This blog will help you easily understand how to build a data pipeline in Azure Data Factory (ADF) step-by-step. Let’s keep it simple and clear!
ADF is a cloud-based tool that helps you move and transform data from one place to another -- like copying files from storage to a database.
Pre-requisites
Before starting, make sure you have:
- An Azure account
- A Data Factory created
- A CSV file stored in Azure Blob Storage
- An Azure SQL Database with a table ready to receive data
The image below describes the copy activity in the pipeline.
This is the basic structure for creating any pipeline.
We will perform the following steps in detail through hands-on practice.
Steps to Create the Pipeline
Step 1: Create a Storage Account
You need a storage account to hold your data files.
- Log in to the Azure Portal.
- Click Create a resource → search for Storage account → click Create.
- Fill in the following details:
- Resource Group: Choose or create a new one.
- Storage account name: Example — mystorage123 (must be unique).
- Region: Choose your region.
- Performance: Standard is fine.
- Redundancy: Locally-redundant (LRS) is enough for learning.
- Click Review + Create → Create.
- Once deployed, open your storage account.
- Go to Containers → + Container → give a name (like inputdata) → set public access to Private → Create.
Step 2: Create a Data Factory
- Log in to the Azure Portal.
- Click Create a resource → search for Data Factory.
- Fill in the details (Name, Region, Resource Group, etc.).
- Click Review + Create.
Click the create button here,
Step 3: Open ADF Studio
- Once created, go to the resource → click Author & Monitor. This opens the ADF Studio.
Step 4: Create Linked Services
Linked Services are your connections.
- Blob Storage: Go to Manage → Linked Services → New → Azure Blob Storage. Add connection details and test it.

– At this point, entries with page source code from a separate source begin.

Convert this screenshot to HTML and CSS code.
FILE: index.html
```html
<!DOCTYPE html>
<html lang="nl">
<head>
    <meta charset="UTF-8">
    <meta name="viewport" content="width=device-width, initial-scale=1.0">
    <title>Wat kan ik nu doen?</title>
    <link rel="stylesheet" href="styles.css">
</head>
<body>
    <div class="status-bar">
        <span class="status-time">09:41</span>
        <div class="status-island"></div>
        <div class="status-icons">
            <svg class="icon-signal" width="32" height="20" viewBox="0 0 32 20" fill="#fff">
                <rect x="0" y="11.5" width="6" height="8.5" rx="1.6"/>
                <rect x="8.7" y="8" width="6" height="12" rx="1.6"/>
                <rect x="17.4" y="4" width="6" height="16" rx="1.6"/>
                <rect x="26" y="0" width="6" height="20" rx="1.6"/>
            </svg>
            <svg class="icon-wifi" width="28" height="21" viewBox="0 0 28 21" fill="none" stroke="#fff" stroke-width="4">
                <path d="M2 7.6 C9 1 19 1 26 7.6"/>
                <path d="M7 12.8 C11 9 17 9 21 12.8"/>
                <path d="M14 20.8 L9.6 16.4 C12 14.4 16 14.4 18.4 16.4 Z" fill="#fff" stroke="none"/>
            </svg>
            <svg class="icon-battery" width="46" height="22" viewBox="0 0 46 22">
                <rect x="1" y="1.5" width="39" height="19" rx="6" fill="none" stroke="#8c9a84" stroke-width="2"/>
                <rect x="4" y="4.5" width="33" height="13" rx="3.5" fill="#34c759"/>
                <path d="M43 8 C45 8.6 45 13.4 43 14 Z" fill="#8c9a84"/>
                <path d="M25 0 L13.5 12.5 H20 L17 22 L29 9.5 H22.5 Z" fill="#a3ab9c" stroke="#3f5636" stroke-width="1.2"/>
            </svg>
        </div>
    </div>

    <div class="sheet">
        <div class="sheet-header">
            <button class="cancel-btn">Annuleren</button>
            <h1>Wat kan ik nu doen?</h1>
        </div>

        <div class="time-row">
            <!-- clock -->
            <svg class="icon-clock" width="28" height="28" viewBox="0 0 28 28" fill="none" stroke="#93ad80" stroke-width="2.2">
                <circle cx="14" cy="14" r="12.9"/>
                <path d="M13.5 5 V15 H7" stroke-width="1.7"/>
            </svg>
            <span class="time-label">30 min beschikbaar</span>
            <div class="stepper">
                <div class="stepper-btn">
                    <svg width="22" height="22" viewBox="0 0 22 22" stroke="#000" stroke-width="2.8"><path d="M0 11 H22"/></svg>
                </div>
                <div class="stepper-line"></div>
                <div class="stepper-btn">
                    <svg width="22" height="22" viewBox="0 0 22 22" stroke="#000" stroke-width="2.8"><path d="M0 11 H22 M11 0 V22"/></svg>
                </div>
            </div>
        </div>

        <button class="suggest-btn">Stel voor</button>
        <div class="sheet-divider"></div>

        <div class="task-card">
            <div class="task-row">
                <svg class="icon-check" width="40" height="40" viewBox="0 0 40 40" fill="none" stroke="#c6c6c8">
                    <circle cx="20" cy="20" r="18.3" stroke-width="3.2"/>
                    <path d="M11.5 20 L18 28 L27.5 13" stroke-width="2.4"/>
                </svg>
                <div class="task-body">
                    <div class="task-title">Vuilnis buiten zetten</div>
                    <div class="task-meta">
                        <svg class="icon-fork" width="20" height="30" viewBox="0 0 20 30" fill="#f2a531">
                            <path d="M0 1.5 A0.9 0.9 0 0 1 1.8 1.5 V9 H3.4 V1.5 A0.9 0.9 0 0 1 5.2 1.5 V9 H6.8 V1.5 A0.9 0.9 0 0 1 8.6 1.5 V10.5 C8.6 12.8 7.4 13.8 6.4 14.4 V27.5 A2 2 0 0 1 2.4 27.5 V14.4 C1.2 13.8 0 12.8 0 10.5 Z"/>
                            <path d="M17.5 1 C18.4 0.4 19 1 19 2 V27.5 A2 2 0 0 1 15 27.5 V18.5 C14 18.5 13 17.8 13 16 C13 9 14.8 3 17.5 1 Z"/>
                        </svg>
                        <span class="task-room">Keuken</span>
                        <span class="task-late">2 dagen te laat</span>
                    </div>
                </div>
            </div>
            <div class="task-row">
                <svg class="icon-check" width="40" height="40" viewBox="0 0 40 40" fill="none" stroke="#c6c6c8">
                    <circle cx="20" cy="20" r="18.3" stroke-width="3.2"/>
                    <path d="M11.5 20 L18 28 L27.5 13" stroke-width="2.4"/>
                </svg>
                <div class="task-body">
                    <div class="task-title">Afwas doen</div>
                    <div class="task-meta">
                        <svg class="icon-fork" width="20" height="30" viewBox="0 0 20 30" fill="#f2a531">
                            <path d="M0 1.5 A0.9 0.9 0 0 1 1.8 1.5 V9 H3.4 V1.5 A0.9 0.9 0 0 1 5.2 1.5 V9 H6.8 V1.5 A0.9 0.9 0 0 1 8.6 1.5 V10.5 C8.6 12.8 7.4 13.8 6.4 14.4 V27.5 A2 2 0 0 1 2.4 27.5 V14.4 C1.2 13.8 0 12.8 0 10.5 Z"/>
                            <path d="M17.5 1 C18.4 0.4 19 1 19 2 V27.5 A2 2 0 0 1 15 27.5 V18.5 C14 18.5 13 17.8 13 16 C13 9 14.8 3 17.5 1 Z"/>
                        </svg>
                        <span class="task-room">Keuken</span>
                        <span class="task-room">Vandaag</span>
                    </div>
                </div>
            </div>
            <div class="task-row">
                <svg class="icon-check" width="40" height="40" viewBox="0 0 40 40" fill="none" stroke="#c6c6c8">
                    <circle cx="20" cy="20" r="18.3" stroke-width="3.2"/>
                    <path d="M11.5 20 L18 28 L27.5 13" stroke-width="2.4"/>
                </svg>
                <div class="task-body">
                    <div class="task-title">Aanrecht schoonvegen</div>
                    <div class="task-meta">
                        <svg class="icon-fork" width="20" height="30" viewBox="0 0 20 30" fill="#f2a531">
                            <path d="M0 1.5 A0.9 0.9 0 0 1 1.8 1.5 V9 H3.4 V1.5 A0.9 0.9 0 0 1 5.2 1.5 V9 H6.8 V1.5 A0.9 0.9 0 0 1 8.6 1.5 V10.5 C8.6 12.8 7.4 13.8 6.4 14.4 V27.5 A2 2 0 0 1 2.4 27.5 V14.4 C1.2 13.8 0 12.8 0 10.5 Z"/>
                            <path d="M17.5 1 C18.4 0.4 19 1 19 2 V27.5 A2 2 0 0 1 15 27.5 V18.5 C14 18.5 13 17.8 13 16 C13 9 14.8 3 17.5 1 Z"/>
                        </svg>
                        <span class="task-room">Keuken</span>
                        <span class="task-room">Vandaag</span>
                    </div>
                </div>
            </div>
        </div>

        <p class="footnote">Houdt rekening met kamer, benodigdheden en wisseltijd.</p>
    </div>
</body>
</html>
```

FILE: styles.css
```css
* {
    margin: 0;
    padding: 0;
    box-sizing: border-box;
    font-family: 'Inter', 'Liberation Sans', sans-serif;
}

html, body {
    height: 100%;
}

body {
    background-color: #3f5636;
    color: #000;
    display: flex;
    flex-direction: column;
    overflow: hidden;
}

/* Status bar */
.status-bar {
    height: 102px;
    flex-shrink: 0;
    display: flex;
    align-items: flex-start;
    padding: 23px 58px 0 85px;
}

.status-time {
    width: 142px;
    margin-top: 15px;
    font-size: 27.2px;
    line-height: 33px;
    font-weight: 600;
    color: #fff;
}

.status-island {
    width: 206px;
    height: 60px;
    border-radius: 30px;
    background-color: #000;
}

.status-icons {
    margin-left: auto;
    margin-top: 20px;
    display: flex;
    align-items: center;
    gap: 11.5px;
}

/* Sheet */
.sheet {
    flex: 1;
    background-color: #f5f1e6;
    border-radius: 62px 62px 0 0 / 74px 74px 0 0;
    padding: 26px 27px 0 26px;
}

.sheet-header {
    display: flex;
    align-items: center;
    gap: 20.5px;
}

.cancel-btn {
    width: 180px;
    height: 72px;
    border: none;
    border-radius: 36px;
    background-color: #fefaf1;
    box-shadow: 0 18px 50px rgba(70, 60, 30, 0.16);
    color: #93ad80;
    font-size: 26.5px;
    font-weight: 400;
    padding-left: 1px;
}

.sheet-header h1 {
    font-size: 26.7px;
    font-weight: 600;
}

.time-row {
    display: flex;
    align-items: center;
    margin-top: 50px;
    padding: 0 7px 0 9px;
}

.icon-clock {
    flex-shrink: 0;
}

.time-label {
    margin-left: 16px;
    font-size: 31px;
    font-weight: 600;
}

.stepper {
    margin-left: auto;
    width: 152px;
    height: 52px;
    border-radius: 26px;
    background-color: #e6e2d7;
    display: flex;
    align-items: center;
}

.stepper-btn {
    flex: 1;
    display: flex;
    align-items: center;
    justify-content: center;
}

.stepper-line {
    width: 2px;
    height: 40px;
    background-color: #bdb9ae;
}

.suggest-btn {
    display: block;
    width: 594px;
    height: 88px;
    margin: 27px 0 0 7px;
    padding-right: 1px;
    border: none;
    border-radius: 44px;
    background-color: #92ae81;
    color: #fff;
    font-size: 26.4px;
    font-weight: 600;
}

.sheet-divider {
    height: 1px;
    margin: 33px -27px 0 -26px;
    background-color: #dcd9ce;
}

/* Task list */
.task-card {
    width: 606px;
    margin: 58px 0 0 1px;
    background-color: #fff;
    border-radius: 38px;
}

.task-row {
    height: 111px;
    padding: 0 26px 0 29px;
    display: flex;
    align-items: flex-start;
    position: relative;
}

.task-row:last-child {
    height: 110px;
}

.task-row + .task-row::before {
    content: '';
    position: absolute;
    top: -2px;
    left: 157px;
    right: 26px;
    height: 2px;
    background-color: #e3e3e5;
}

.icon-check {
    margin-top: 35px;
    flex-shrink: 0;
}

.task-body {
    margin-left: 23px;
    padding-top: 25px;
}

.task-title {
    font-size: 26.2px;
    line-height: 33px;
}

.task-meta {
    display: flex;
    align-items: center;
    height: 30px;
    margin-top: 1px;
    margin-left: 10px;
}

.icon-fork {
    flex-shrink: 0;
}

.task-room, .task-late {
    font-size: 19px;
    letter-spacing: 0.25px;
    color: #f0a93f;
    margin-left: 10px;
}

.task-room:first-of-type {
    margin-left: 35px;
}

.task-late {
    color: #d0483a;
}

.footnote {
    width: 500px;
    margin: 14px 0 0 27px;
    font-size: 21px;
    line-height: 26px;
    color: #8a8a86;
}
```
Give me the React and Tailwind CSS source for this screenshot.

- For the sink, also use blob storage or something like a SQL database.
- Now create a new linked service same as the previous one for the sink.
- Blob Storage: Go to Manage → Linked Services → New → Azure Blob Storage. Add connection details and test it.
Step 5: Create Datasets
Datasets describe your data.
- Source Dataset (Blob): Choose DelimitedText → link to your Blob container → select your CSV file.
- Sink Dataset (Blob): Choose DelimitedText → link to your Blob container → select your CSV file.(same as previous dataset).
Step 6: Build the Pipeline
- Go to Author → Pipelines → New Pipeline.
- 2. Drag a Copy Data activity to the canvas.
- In Source, choose your Blob dataset.
- 4. In Sink, choose your Blob dataset.
Step 7: Test and Run
- Click Validate and Debug to test the pipeline.
- Once it works, click Add Trigger → Trigger Now to run it.
Step 8: Monitor the Pipeline
- Go to the Monitor tab.
- You can see each run’s status, duration, and errors (if any).
Conclusion
Azure Data Factory (ADF) is a powerful and easy-to-use cloud service for building data pipelines. It allows you to connect different data sources and move data efficiently without complex coding. You can design, schedule, and monitor pipelines visually in a single platform. With ADF, automating data movement and transformation becomes fast and reliable. It supports both cloud and on-premises data sources seamlessly. Whether it’s daily data refresh or real-time integration, ADF handles it all. In short: Azure Data Factory is your one-stop solution for creating efficient, reusable, and automated data pipelines in the cloud.